A properties file (chunk.jet) to run the noun/verb group chunk patterns is

# JET properties file to run chunk patterns Jet.dataPath = data Tags.fileName = pos_hmm.txt Pattern.fileName1 = chunkPatterns.txt processSentence = tagJet, pat(chunks)

Note that tagJetassigns Jet part-of-speech tags, as listed in the Jet documentation. These are the tags which must be used with these patterns.

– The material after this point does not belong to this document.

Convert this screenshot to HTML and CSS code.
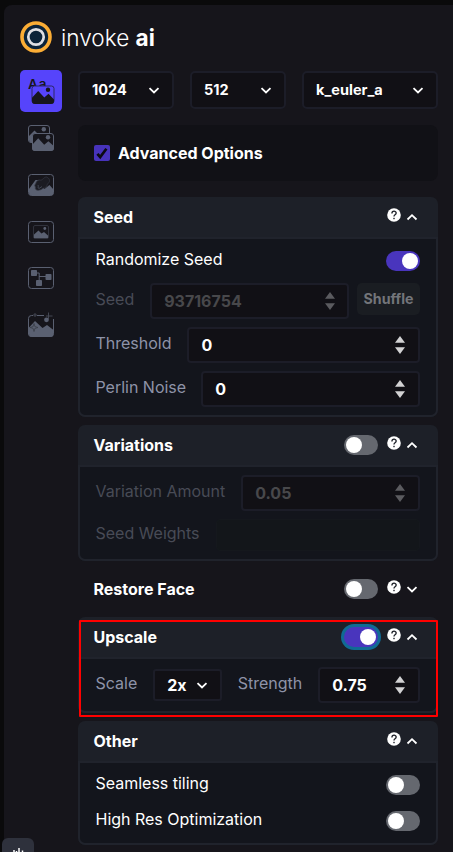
FILE: index.html
```html
<!DOCTYPE html>
<html lang="en">
<head>
<meta charset="utf-8">
<title>invoke ai</title>
<link rel="stylesheet" href="styles.css">
</head>
<body>
<svg width="0" height="0" class="defs">
  <defs>
    <symbol id="down" viewBox="0 0 12 12"><path d="M1.5 4.2 6 8.5l4.5-4.3" fill="none" stroke="currentColor" stroke-width="1.8"/></symbol>
    <symbol id="up" viewBox="0 0 12 12"><path d="M1.5 8.5 6 4.2l4.5 4.3" fill="none" stroke="currentColor" stroke-width="1.8"/></symbol>
    <symbol id="help" viewBox="0 0 14 14"><circle cx="7" cy="7" r="6.8" fill="#fff"/><path d="M4.9 5.5C4.9 2.4 9.2 2.6 9.2 5.1 9.2 6.8 7 6.8 7 8.4" fill="none" stroke="#1d2028" stroke-width="1.3"/><rect x="6.3" y="9.8" width="1.4" height="1.4" fill="#1d2028"/></symbol>
    <symbol id="spin" viewBox="0 0 10 18"><path d="M5 0 10 6.7H0zM0 11.2h10L5 18z" fill="currentColor"/></symbol>
  </defs>
</svg>
<div class="panel">
  <header class="brand">
    <svg width="32" height="32" viewBox="0 0 32 32"><circle cx="16" cy="16" r="14" fill="#0b2339" stroke="#fbad35" stroke-width="3.6"/><circle cx="16" cy="16" r="7.7" fill="none" stroke="#dedfe3" stroke-width="2.7"/></svg>
    <h1>invoke <b>ai</b></h1>
  </header>
  <div class="main">
    <nav class="rail">
      <button class="tab active"><svg width="42" height="42" viewBox="0 0 42 42"><text x="8" y="18.5" class="glyph">Aa</text><rect x="12" y="16" width="22" height="17.5" rx="2.5" fill="#5644fb" stroke="#2c2667"/><path d="M12 27.8l6.2-6.9 6.1 6.7 4.2-3.8 5.5 5.7V31q0 3-3 3H15q-3 0-3-3z" fill="#17161d"/><circle cx="28" cy="19.8" r="2.2" fill="#17161d"/></svg></button>
      <button class="tab"><svg width="42" height="42" viewBox="0 0 42 42"><rect x="8.5" y="8.5" width="21" height="17" rx="2.5" fill="none" stroke="#5a6071"/><path d="M9 19l5.5-5.5 4 4v8H12q-3 0-3-3z" fill="#5a6071"/><circle cx="23.8" cy="12.3" r="2.2" fill="#5a6071"/><rect x="12.5" y="16.5" width="21" height="17" rx="2.5" fill="#16151b" stroke="#5a6071"/><path d="M12 28l6.2-6.8 6 6.5 4.2-3.5 5.6 5V31q0 3-3 3H15q-3 0-3-3z" fill="#5a6071"/><circle cx="28" cy="20.2" r="2.2" fill="#5a6071"/></svg></button>
      <button class="tab"><svg width="42" height="42" viewBox="0 0 42 42"><rect x="8.5" y="10.5" width="25" height="21" rx="3" fill="none" stroke="#5a6071"/><path d="M9 25l6.5-9h4l5 9 5-4 4 4.5v3q0 3-3 3H12q-3 0-3-3z" fill="#5a6071"/><path d="M15.500 20c1-3 2-4 4-4 3 1 4-3 7-3 3 1 4 4 2 6-2 1-1 4-4 5-2 0-3 2-5 2-3 1-5-1-4-3-1-1-1-2 0-3z" fill="#1b1b22" stroke="#363a45" stroke-width=".7"/><path d="M18 21c1 1.500-1 3 1 3.500l3-2" fill="none" stroke="#474c5a" stroke-width=".8"/></svg></button>
      <button class="tab"><svg width="42" height="42" viewBox="0 0 42 42"><rect x="8.5" y="10.5" width="25" height="21" rx="3" fill="none" stroke="#5a6071"/><rect x="13.5" y="14.5" width="15" height="13" rx="1.5" fill="none" stroke="#30323c"/><path d="M14 23.5l4.5-4 3 3 2.5-1.5 4 3.5V27H14z" fill="#5a6071"/><circle cx="24.8" cy="17.5" r="1.4" fill="#5a6071"/></svg></button>
      <button class="tab"><svg width="42" height="42" viewBox="0 0 42 42"><rect x="8.5" y="9.5" width="25" height="21" rx="3" fill="none" stroke="#5a6071"/><path d="M14 15h5.2v9M19 18.5h8" fill="none" stroke="#5a6071"/><rect x="11" y="12" width="6" height="6" rx=".8" fill="#5a6071"/><rect x="25.5" y="16" width="6" height="6" rx=".8" fill="#5a6071"/><rect x="16" y="22" width="6" height="6" rx=".8" fill="#5a6071"/></svg></button>
      <button class="tab"><svg width="42" height="42" viewBox="0 0 42 42"><path d="M13 10.5h-1.5q-3 0-3 3V29q0 2.5 3 2.5h19q3 0 3-3V14M17 10.5h7" fill="none" stroke="#5a6071"/><path d="M9 22.5l6-6.5 7.5 7 4.5-3 6.5 5v4q0 3-3 3H12q-3 0-3-3z" fill="#5a6071"/><circle cx="26.5" cy="14.8" r="2.4" fill="#5a6071"/><path d="M14 18.500l.9 3.100 3.100.9-3.100.9-.9 3.100-.9-3.100-3.100-.9 3.100-.9z" fill="#5a6071" stroke="#3a3d48" stroke-width=".8"/><path d="M15 8v4M13 10h4M28.500 7.500v7M26 11h6.500" stroke="#484c59" stroke-width=".9"/></svg></button>
    </nav>
    <main class="options">
      <div class="selects">
        <div class="select">1024<svg width="12" height="12"><use href="#down"/></svg></div>
        <div class="select">512<svg width="12" height="12"><use href="#down"/></svg></div>
        <div class="select sampler">k_euler_a<svg width="12" height="12"><use href="#down"/></svg></div>
      </div>
      <label class="advanced"><span class="check"><svg width="16" height="16" viewBox="0 0 16 16"><path d="M3.4 8.8 6.2 12 12.4 3.8" fill="none" stroke="#0b0a12" stroke-width="2.7"/></svg></span>Advanced Options</label>

      <section class="card">
        <div class="head"><h2>Seed</h2><svg class="help" width="14" height="14"><use href="#help"/></svg><svg class="chev" width="12" height="12"><use href="#up"/></svg></div>
        <div class="body seed">
          <div class="row short bright"><span>Randomize Seed</span><i class="switch on"></i></div>
          <div class="row off"><span>Seed</span><div class="field">93716754<svg width="10" height="18"><use href="#spin"/></svg></div><button class="shuffle">Shuffle</button></div>
          <div class="row"><span>Threshold</span><div class="field">0<svg width="10" height="18"><use href="#spin"/></svg></div></div>
          <div class="row perlin"><span>Perlin Noise</span><div class="field">0<svg width="10" height="18"><use href="#spin"/></svg></div></div>
        </div>
      </section>

      <section class="card">
        <div class="head"><h2>Variations</h2><i class="switch"></i><svg class="help" width="14" height="14"><use href="#help"/></svg><svg class="chev" width="12" height="12"><use href="#up"/></svg></div>
        <div class="body">
          <div class="row off"><span>Variation Amount</span><div class="field">0.05<svg width="10" height="18"><use href="#spin"/></svg></div></div>
          <div class="row off weights"><span>Seed Weights</span><div class="blank"></div></div>
        </div>
      </section>

      <section class="card closed">
        <div class="head"><h2>Restore Face</h2><i class="switch"></i><svg class="help" width="14" height="14"><use href="#help"/></svg><svg class="chev" width="12" height="12"><use href="#down"/></svg></div>
      </section>

      <section class="card upscale">
        <div class="head"><h2>Upscale</h2><i class="switch on focus"></i><svg class="help" width="14" height="14"><use href="#help"/></svg><svg class="chev" width="12" height="12"><use href="#up"/></svg></div>
        <div class="body">
          <div class="row"><span>Scale</span><div class="select scale">2x<svg width="12" height="12"><use href="#down"/></svg></div><span>Strength</span><div class="field">0.75<svg width="10" height="18"><use href="#spin"/></svg></div></div>
        </div>
      </section>

      <section class="card">
        <div class="head"><h2>Other</h2><svg class="help" width="14" height="14"><use href="#help"/></svg><svg class="chev" width="12" height="12"><use href="#up"/></svg></div>
        <div class="body other">
          <div class="row short bright"><span>Seamless tiling</span><i class="switch"></i></div>
          <div class="row short bright"><span>High Res Optimization</span><i class="switch"></i></div>
        </div>
      </section>
    </main>
  </div>
</div>
<button class="console"><svg width="32" height="32" viewBox="0 0 32 32"><path d="M12 12v8M17 10v10M20.5 12.5v7M14.5 13v8" stroke="#fff" stroke-width="1.5"/></svg></button>
</body>
</html>
```

FILE: styles.css
```css
* { box-sizing: border-box; }
body {
  margin: 0;
  height: 852px;
  overflow: hidden;
  padding: 5px 0 0 4px;
  background: #0a0a0b;
  color: #fff;
  font: 16px/24px Inter, "Liberation Sans", sans-serif;
}
svg { display: block; flex: none; }
.defs { position: absolute; }
button { border: 0; padding: 0; font: inherit; }
.panel {
  height: 860px;
  padding: 16px 15px 0 16px;
  border-top-left-radius: 8px;
  background: #16151b;
}
.brand { display: flex; align-items: center; gap: 9px; height: 32px; }
h1 { margin: 0; font-size: 22.6px; font-weight: 300; line-height: 32px; padding-top: 2px; }
h1 b { font-weight: 700; }
.main { display: flex; gap: 16px; padding-top: 17px; }
.rail { display: flex; flex-direction: column; gap: 5px; width: 42px; }
.tab { width: 42px; height: 42px; border-radius: 5px; background: transparent; }
.active { background: #5644fb; }
.glyph { font: 600 13.5px Inter, sans-serif; letter-spacing: 1px; fill: #17161d; }
.options { width: 360px; padding-top: 1px; display: flex; flex-direction: column; gap: 8px; }
.selects { display: flex; gap: 16px; margin-bottom: 8px; }
.select {
  display: flex;
  align-items: center;
  justify-content: space-between;
  width: 96px;
  height: 38px;
  padding: 0 12px;
  border: 2px solid #1c1d28;
  border-radius: 5px;
  background: #111015;
  color: #fff;
  font-size: 14.5px;
  font-weight: 700;
}
.sampler { width: 136px; }
.advanced {
  display: flex;
  align-items: center;
  gap: 8px;
  height: 56px;
  padding: 0 16px;
  margin-bottom: 8px;
  border-radius: 8px;
  background: #111116;
  font-size: 16px;
  font-weight: 700;
}
.check { width: 16px; height: 16px; border-radius: 2px; background: #4733bb; }
.card { border-radius: 7px; background: #1d2028; overflow: hidden; }
.closed { background: none; }
.head { display: flex; align-items: center; height: 40px; padding: 0 20px 0 15.5px; }
h2 { flex: 1; margin: 0; font-size: 16px; line-height: 24px; font-weight: 700; }
.help { margin: -4px 5px 0 9px; }
.body {
  border: 2px solid #20232c;
  border-radius: 0 0 7px 7px;
  padding: 8px 16px;
  background: #13151c;
  display: flex;
  flex-direction: column;
  gap: 8px;
}
.row { display: flex; height: 36px; gap: 16px; color: #8e93a8; }
.row > span {
  line-height: 32px;
  white-space: nowrap;
  margin-left: -0.5px;
  letter-spacing: -0.01px;
}
.row > .switch { margin-left: auto; }
.short { height: 20px; }
.short > span { line-height: 17px; }
.bright { color: #fff; }
.off { color: #484b56; }
.seed { padding-top: 12px; }
.seed .short { margin-bottom: 4px; }
.perlin { gap: 15px; }
.other { padding: 12px 16px; gap: 16px; }
.field {
  flex: 1;
  display: flex;
  align-items: center;
  justify-content: space-between;
  padding: 0 13px 0 12px;
  border: 2px solid #1c1d28;
  border-radius: 4px;
  background: #111015;
  color: #fff;
  font-weight: 700;
}
.field svg { color: #d2d2d3; }
.off .field { color: #48484b; }
.off .field svg { color: #5b5b5f; }
.seed .off .field svg { margin-right: -1px; }
.shuffle {
  width: 63px;
  height: 32px;
  margin-left: -8px;
  border-radius: 5px;
  background: #1a1d22;
  color: #73757a;
  font-size: 14.2px;
  font-weight: 700;
}
.weights { height: 32px; }
.weights > span { line-height: 29px; }
.blank { flex: 1; border: 1px solid #15181d; border-radius: 4px; background: #13161a; }
.scale { width: 69px; height: 32px; margin-top: 2px; font-size: 16px; border-radius: 3px; }
.switch {
  width: 34px;
  height: 20px;
  padding: 2px;
  border-radius: 10px;
  background: #65686f;
  display: flex;
}
.switch::before { content: ""; width: 16px; height: 16px; border-radius: 50%; background: #fff; }
.on { background: #4935bd; justify-content: flex-end; }
.focus { box-shadow: 0 0 0 3px #106b94; }
.upscale { position: relative; overflow: visible; }
.upscale::after {
  content: "";
  position: absolute;
  inset: 3px 0 -4px 1px;
  border: 2px solid #f00;
  border-radius: 1px;
}
.console {
  position: absolute;
  left: 2px;
  top: 838px;
  width: 32px;
  height: 14px;
  overflow: hidden;
  border-radius: 6px 6px 0 0;
  background: #2e313c;
}
```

Two simple traces are provided for pattern matching (on the pattern menu). The Pattern Match Trace prints a message every time a (complete) pattern matches. If several patterns match, only one will be applied (the one spanning the most tokens; among those spanning the same tokens, the pattern appearing first in the file); this is shown by the Pattern Apply Trace.

5. Coreference

The final example in our introduction involves reference resolution. Reference resolution takes the set of (entity) mentions in a document -- principally the noun phrases -- and groups coreferential mentions to form entities. In the example, reference resolution is applied to the output of the chunk patterns, which form noun groups. The properties file, resolve.jet, is as follows:

# JET properties file to run reference resolution on file 'article.txt' Jet.dataPath = data JetTest.fileName1 = ./article.txt Tags.fileName = pos_hmm.txt NameTags.fileName = MUCnameHMM.txt Pattern.fileName1 = chunkPatterns.txt processSentence = tokenize, tagJet, tagNames, pat(chunks), resolve

If you have selected "Process Documents and View Annotated Docments" and the processed document includes entity annotations, then -- in addition to the standard document viewer -- Jet will display an entity viewer, showing all the entity mentions and how they have been linked.